Published: February 20, 2015, Author: dinagw
How a State Becomes a Nation-State

In Fourth Word Theory we make distinctions between nations, states, and nation-states, in contradistinction to mainstream international relations theory. IRT takes as a given that all three terms are interchangeable and mean the same thing. FWT, on the other hand, recognizes the historical existence of nations indigenous to place whose political existence through colonial processes was either physically dislocated or otherwise disrupted. In this way FWT bypasses colonialism as a starting place in contextualizing the histories of indigenous peoples, i.e. fourth world nations. By doing so we recuperate the salience of fourth world nations’ pre-state existence.

In FWT, in other words, nations-states are states that formed on the basis of fourth world peoples’ historical continuity. Based on this definition, only a handful of modern states are actually nation-states, including Iceland, Vanuatu, Papua New Guinea, and the Federated States of Micronesia. FSM represents an example of how a fourth world nation(s) recuperated its governing functions from the hands of the colonial institution, in this case most recently the United States.

Bolivia is perhaps the most recent example of the re-indigenizing  of a modern state, thanks to the shift of power that occurred with the election of Aymara Indian Evo Morales to president. Reelected to a third term in October, 2014, the Bolivian government has made decolonization a policy objective. A recent interview with Bolivia’s Vice Minister of Decolonization Elisa Vega Sillo highlighted Bolivia’s decolonization process as one that doesn’t simply transfer power from an empire to a colony, as was the case in the decolonization movements in Africa and Asia. For Bolivia, the process involves breaking down systems based on machismo and patriarchy (paradigms that came with the Spanish), and recuperating prehistorical indigenous histories. This includes incorporating indigenous knowledge systems into the country’s social organizations.
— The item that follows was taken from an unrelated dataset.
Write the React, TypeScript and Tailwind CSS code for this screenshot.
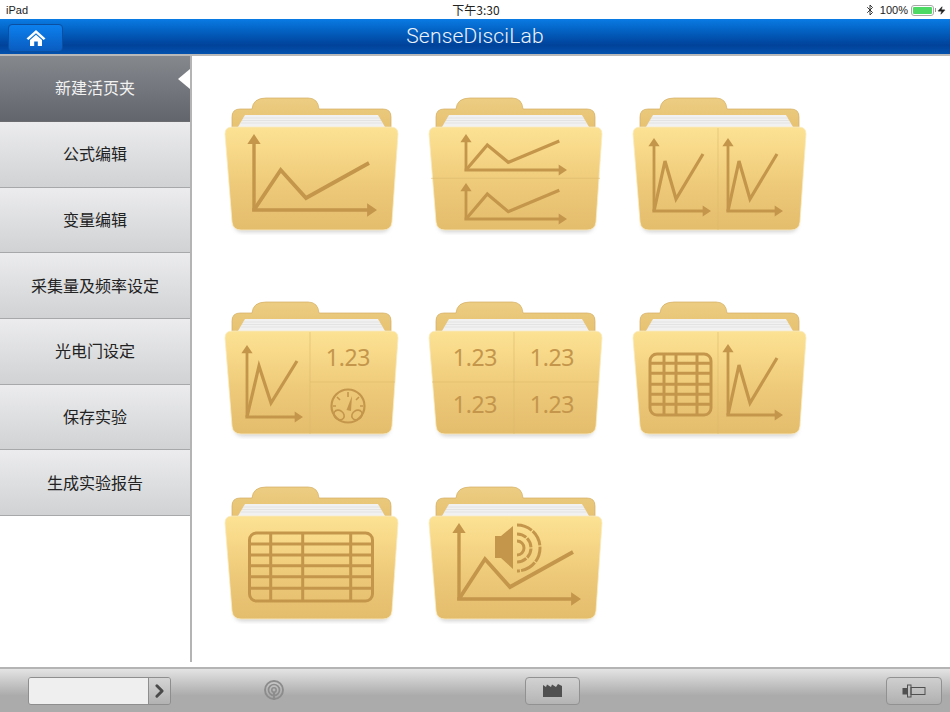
import { type ReactNode } from 'react'
import { Bluetooth, Zap, ChevronRight } from 'lucide-react'

const INK = '#c4964c'
const CJK = "font-['Noto_Sans_CJK_SC','Liberation_Sans',sans-serif]"

const menu = ['新建活页夹', '公式编辑', '变量编辑', '采集量及频率设定', '光电门设定', '保存实验', '生成实验报告']

const FOLDER_PATH = 'M3 39 Q3 32 10 32 L169 32 Q176 32 176 39 L170 127 Q169 135 161 135 L19 135 Q11 135 10 127 Z'

const Folder = ({ id, children }: { id: string; children?: ReactNode }) => (
  <svg width="182" height="150" viewBox="0 0 182 150" className="block">
    <defs>
      <linearGradient id={`front-${id}`} x1="0" y1="0" x2="0" y2="1">
        <stop offset="0" stopColor="#fce294" />
        <stop offset="0.2" stopColor="#f8da8a" />
        <stop offset="0.6" stopColor="#ecc878" />
        <stop offset="1" stopColor="#e4bd6c" />
      </linearGradient>
      <linearGradient id={`back-${id}`} x1="0" y1="0" x2="0" y2="1">
        <stop offset="0" stopColor="#eccd82" />
        <stop offset="1" stopColor="#e7c272" />
      </linearGradient>
      <filter id={`blur-${id}`} x="-10%" y="-10%" width="120%" height="130%">
        <feGaussianBlur stdDeviation="2" />
      </filter>
    </defs>
    <path d="M12 126 L168 126 Q168 137 160 137 L20 137 Q12 137 12 126 Z" fill="#8a8a8a" opacity="0.4" filter={`url(#blur-${id})`} />
    <path
      d="M10 32 L10 22 Q10 14 18 14 L30 14 Q31 3 44 3 L86 3 Q96 3 97 14 L161 14 Q169 14 169 22 L169 32 Z"
      fill={`url(#back-${id})`}
      stroke="#d4ae63"
      strokeWidth="0.7"
    />
    <path d="M16 32 L23 20 L156 20 L163 32 Z" fill="#f1f1f1" />
    <path d="M21 23 H158 M20 25.5 H159 M18.5 28 H160.5" stroke="#dddddd" strokeWidth="0.7" />
    <path d={FOLDER_PATH} fill={`url(#front-${id})`} stroke="#f9ecc4" strokeWidth="0.8" />
    {children}
  </svg>
)

const Chart = ({ x0, y0, top, right, pts, w = 3.2 }: { x0: number; y0: number; top: number; right: number; pts: string; w?: number }) => {
  const a = w * 1.75
  const l = w * 2.6
  return (
    <g fill="none" stroke={INK}>
      <path d={`M${x0} ${y0} V${top + 6} M${x0 - w / 2} ${y0} H${right - 6}`} strokeWidth={w - 0.4} />
      <polyline points={pts} strokeWidth={w} strokeLinejoin="miter" />
      <path d={`M${x0 - a} ${top + l} L${x0} ${top} L${x0 + a} ${top + l} Z M${right - l} ${y0 - a} L${right} ${y0} L${right - l} ${y0 + a} Z`} fill={INK} stroke="none" />
    </g>
  )
}

const Num = ({ x, y }: { x: number; y: number }) => (
  <text x={x} y={y} textAnchor="middle" fontSize="23" fill={INK} fontFamily="'Noto Sans', sans-serif" letterSpacing="-0.3">
    1.23
  </text>
)

const Dividers = ({ d }: { d: string }) => (
  <path d={d} fill="none" stroke="#dcb86c" strokeWidth="0.8" opacity="0.75" />
)

const Grid = ({ x, y, w, h, rows, cols, sw = 3, r = 7 }: { x: number; y: number; w: number; h: number; rows: number[]; cols: number[]; sw?: number; r?: number }) => (
  <g fill="none" stroke={INK} strokeWidth={sw}>
    <rect x={x} y={y} width={w} height={h} rx={r} />
    {rows.map(v => (
      <path key={`r${v}`} d={`M${x} ${v} H${x + w}`} />
    ))}
    {cols.map(v => (
      <path key={`c${v}`} d={`M${v} ${y} V${y + h}`} />
    ))}
  </g>
)

const Gauge = () => (
  <g fill="none" stroke={INK}>
    <circle cx="126" cy="107" r="16.5" strokeWidth="2.2" />
    <path d="M126 93 V98 M115 98 L118 101 M137 98 L134 101 M111 107 H114 M141 107 H138" strokeWidth="1.6" />
    <path d="M124.5 111 L130 97 L129 112 Z" fill={INK} stroke="none" />
    <ellipse cx="117" cy="116" rx="5.5" ry="4.5" strokeWidth="1.6" transform="rotate(35 117 116)" />
    <ellipse cx="135" cy="116" rx="5.5" ry="4.5" strokeWidth="1.6" transform="rotate(-35 135 116)" />
  </g>
)

const Speaker = () => (
  <g>
    <path d="M69 52 H75 L87 42 V85 L75 74 H69 Z" fill={INK} />
    <g fill="none" stroke={INK} strokeWidth="3">
      <path d="M91 41 A23 23 0 0 1 91 87" strokeDasharray="16 1.2" />
      <path d="M91 50 A14 14 0 0 1 91 78" strokeDasharray="10 1.2" />
      <path d="M91 57 A7 7 0 0 1 91 71" />
    </g>
  </g>
)

const App = () => {
  return (
    <div className={`flex h-[712px] w-[950px] flex-col overflow-hidden bg-white ${CJK}`}>
      {/* status bar */}
      <div className="flex h-[19px] shrink-0 items-center justify-between bg-white pt-[1px] pr-[4px] pl-[6px] text-[11px] text-[#222]">
        <span className="w-[200px] font-['Liberation_Sans',sans-serif]">iPad</span>
        <span className="text-[12px]">下午3:30</span>
        <div className="flex w-[200px] items-center justify-end font-['Liberation_Sans',sans-serif]">
          <Bluetooth size={12} strokeWidth={1.8} className="text-[#222]" />
          <span className="ml-[4px]">100%</span>
          <div className="ml-[3px] flex h-[11px] w-[23px] rounded-[3px] border border-[#a8a8a8] p-[1px]">
            <div className="w-full rounded-[1px] bg-[#4cd964]" />
          </div>
          <div className="ml-[1px] h-[4px] w-[1px] bg-[#999]" />
          <Zap size={9} fill="#222" strokeWidth={1} className="ml-[1px]" />
        </div>
      </div>

      {/* nav bar */}
      <div className="relative flex h-[37px] shrink-0 items-center justify-center border-b-2 border-[#b9b9b9] bg-gradient-to-b from-[#0a7be4] via-[#01429a] via-[75%] to-[#0352ae]">
        <button className="absolute top-[5px] left-[8px] flex h-[28px] w-[55px] items-center justify-center rounded-[4px] border border-[#0a4fa0] bg-gradient-to-b from-[#0c80ee] to-[#0a5cc0]">
          <svg width="20" height="18" viewBox="0 0 20 18">
            <path d="M10 1 L19.5 9.5 L17.6 11 L10 4.2 L2.4 11 L0.5 9.5 Z" fill="#fff" />
            <path d="M4 11 L10 5.8 L16 11 V17 H11.8 V12.5 H8.2 V17 H4 Z" fill="#fff" />
          </svg>
        </button>
        <span className="pt-[1px] font-['Roboto',sans-serif] text-[21px] font-light tracking-[0.2px] text-[#eef3fa]">SenseDisciLab</span>
      </div>

      {/* body */}
      <div className="flex min-h-0 flex-1">
        <div className="w-[192px] shrink-0 pb-[5px]">
          <div className="h-full border-r-2 border-[#b4b4b4]">
            {menu.map((item, i) => (
              <div
                key={item}
                className={
                  i === 0
                    ? 'relative flex h-[66px] items-center justify-center border-b border-[#6a6c70] bg-gradient-to-b from-[#85888d] to-[#62656c] pb-[3px] text-[16px] text-[#f2f2f2]'
                    : 'flex h-[65.7px] items-center justify-center border-b border-[#a6a8aa] bg-gradient-to-b from-[#ececee] to-[#d0d2d4] pb-[2px] text-[16px] text-[#222]'
                }
              >
                {item}
                {i === 0 && (
                  <div className="absolute top-[13px] right-0 h-0 w-0 border-y-[10px] border-r-[12px] border-y-transparent border-r-white" />
                )}
              </div>
            ))}
          </div>
        </div>

        <div className="grid flex-1 grid-cols-[204px_204px_204px] grid-rows-[204px_185px] content-start pt-[39px] pl-[30px]">
          <Folder id="a">
            <Chart x0={32} y0={115} top={39} right={155} pts="32,115 58.7,75 84,103 147,68" w={3.8} />
          </Folder>
          <Folder id="b">
            <Dividers d="M5 83.3 H174" />
            <Chart x0={40} y0={75} top={39} right={141} pts="40,75 61.3,50 82.3,67.3 133.3,46" />
            <Chart x0={40} y0={124} top={88} right={141} pts="40,124 61.3,99 82.3,116.7 133.3,95.3" />
          </Folder>
          <Folder id="c">
            <Dividers d="M88 33 V135" />
            <Chart x0={24} y0={116} top={43} right={81} pts="24,116 35,66 46,104 73,59" />
            <Chart x0={98} y0={116} top={43} right={153} pts="98,116 109,66 120,104 147,59" />
          </Folder>
          <Folder id="d">
            <Dividers d="M88 33 V135 M88 83 H173" />
            <Chart x0={25} y0={118} top={46} right={81} pts="25,118 37,67 49,104 75,62" />
            <Num x={126} y={67} />
            <Gauge />
          </Folder>
          <Folder id="e">
            <Dividers d="M88 33 V135 M6 83 H172" />
            <Num x={49} y={67} />
            <Num x={126} y={67} />
            <Num x={49} y={114} />
            <Num x={126} y={114} />
          </Folder>
          <Folder id="f">
            <Dividers d="M88 33 V135" />
            <Grid x={20} y={55} w={61} h={61} rows={[64.3, 74.3, 85.3, 95.3, 105.3]} cols={[34, 46, 67]} />
            <Chart x0={98} y0={116} top={45} right={153} pts="98,116 109,66 120,104 147,59" />
          </Folder>
          <Folder id="g">
            <Grid x={27.5} y={49} w={123} h={68} rows={[60, 71, 81.7, 92.7, 104.3]} cols={[48.7, 80.7, 128.7]} />
          </Folder>
          <Folder id="h">
            <Chart x0={33} y0={115} top={39} right={155} pts="33,115 59,75 84,103 147,68" w={3.8} />
            <Speaker />
          </Folder>
        </div>
      </div>

      {/* bottom toolbar */}
      <div className="flex h-[45px] shrink-0 items-center border-t-2 border-[#b4b4b4] bg-gradient-to-b from-[#e4e4e4] via-[#ababab] via-[62%] to-[#ababab] pl-[28px]">
        <div className="flex h-[28px] w-[143px] overflow-hidden rounded-[3px] border border-[#8e8e8e]">
          <div className="flex-1 bg-[#efefef]" />
          <div className="flex w-[22px] items-center justify-center border-l border-[#8e8e8e] bg-gradient-to-b from-[#d4d4d4] to-[#b2b2b2]">
            <ChevronRight size={24} strokeWidth={3.4} className="text-[#4a4a4a]" />
          </div>
        </div>
        <svg width="22" height="22" viewBox="0 0 22 22" className="ml-[92px]" fill="none" stroke="#8c8c8c">
          <circle cx="11" cy="10" r="9" strokeWidth="1.9" />
          <circle cx="11" cy="10" r="5.5" strokeWidth="1.7" />
          <circle cx="11" cy="10" r="2.2" strokeWidth="1.5" />
          <path d="M11 12 V20" strokeWidth="2.2" />
        </svg>
        <button className="ml-[240px] flex h-[28px] w-[55px] items-center justify-center rounded-[4px] border border-[#919191] bg-gradient-to-b from-[#d2d2d2] to-[#b4b4b4]">
          <svg width="20" height="13" viewBox="0 0 20 13">
            <path d="M0 1 L3 3 L4 0.5 L8 3 L9 0.5 L13 3 L15 0 L19 2 V13 H0 Z" fill="#505050" />
          </svg>
        </button>
        <button className="ml-[306px] flex h-[28px] w-[56px] items-center justify-center rounded-[4px] border border-[#919191] bg-gradient-to-b from-[#cfcfcf] to-[#b0b0b0]">
          <svg width="24" height="14" viewBox="0 0 24 14">
            <rect x="0.5" y="4" width="5" height="6.5" fill="#505050" />
            <rect x="5.5" y="1" width="3.5" height="12" fill="none" stroke="#505050" strokeWidth="1" />
            <rect x="9" y="3.5" width="14" height="7" fill="none" stroke="#505050" strokeWidth="1" />
          </svg>
        </button>
      </div>
    </div>
  )
}

export default App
According to Sillo, “Decolonization…means recuperating… our own path, something which we’ve been forced to lose, this [indigenous] path, this wisdom, this knowledge has been devalued, minimized as though it weren’t knowledge at all. And so now we [have] recuperated this, and we’re doing so in our own way. This for us is decolonization, a process which is done via the state but also via the social organizations, because this is an issue of how to organize, how to speak of our ancestral technologies. Yes, many things have been modernized, but in many cases we have a necessity to recuperate our own principles and values as indigenous peoples.”